Der Brucer and I were talking in the car yesterday. He was thinking about how much fun it would be to open a small movie theater and show old serials and such for a buck or two. Here in Rehoboth, he thought, it would be an interesting attraction, to bring people in for an hour or so, to entertain them when they want a break or when the weather isn't perfect. But then he had to stop. "None of the old serials were made in color, were they?" he asked. Well, no, by the time color became all-pervasive, the serials were no longer being made. But the conventional wisdom these days is that young people won't (or can't) sit still for a film shot in black and white.
And conventional wisdom might be right. I'd rather think that the "conventional wisdom" came from a pitch to sell the public on colorized versions of the old classics, but I could be wrong.

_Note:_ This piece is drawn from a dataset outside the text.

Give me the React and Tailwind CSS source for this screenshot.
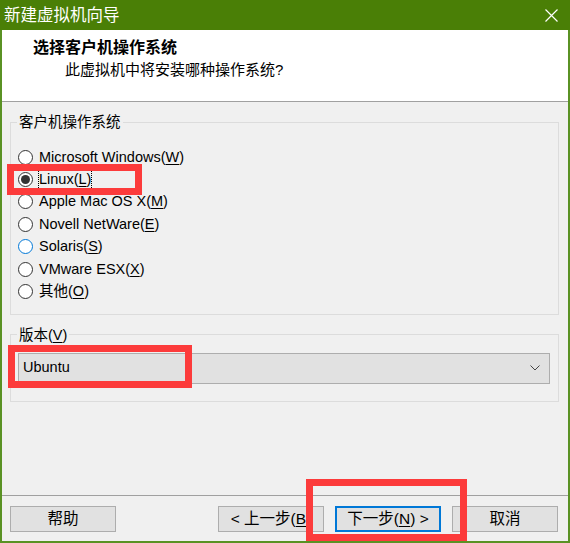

I can remember watching the old movies, like the Abbot and Costello films, or the old horror flicks (sometimes one and the same), every Saturday afternoon. They were shown in black and white, and I thought nothing was strange. The old films aren't shown on commercial television any more. They're passe, I guess. But damn, they were fun. And that fun is missing these days.
Instead, we get films like Pleasantville, where the gimmick is the special effect of turning a black and white world into color. Black and white is viewed as unrealistic, bizarre, constricted. Color is viewed as being liberated, fulfilling. But, if everything must be in color, isn't that just as restrictive as a world that is nothing but black and white?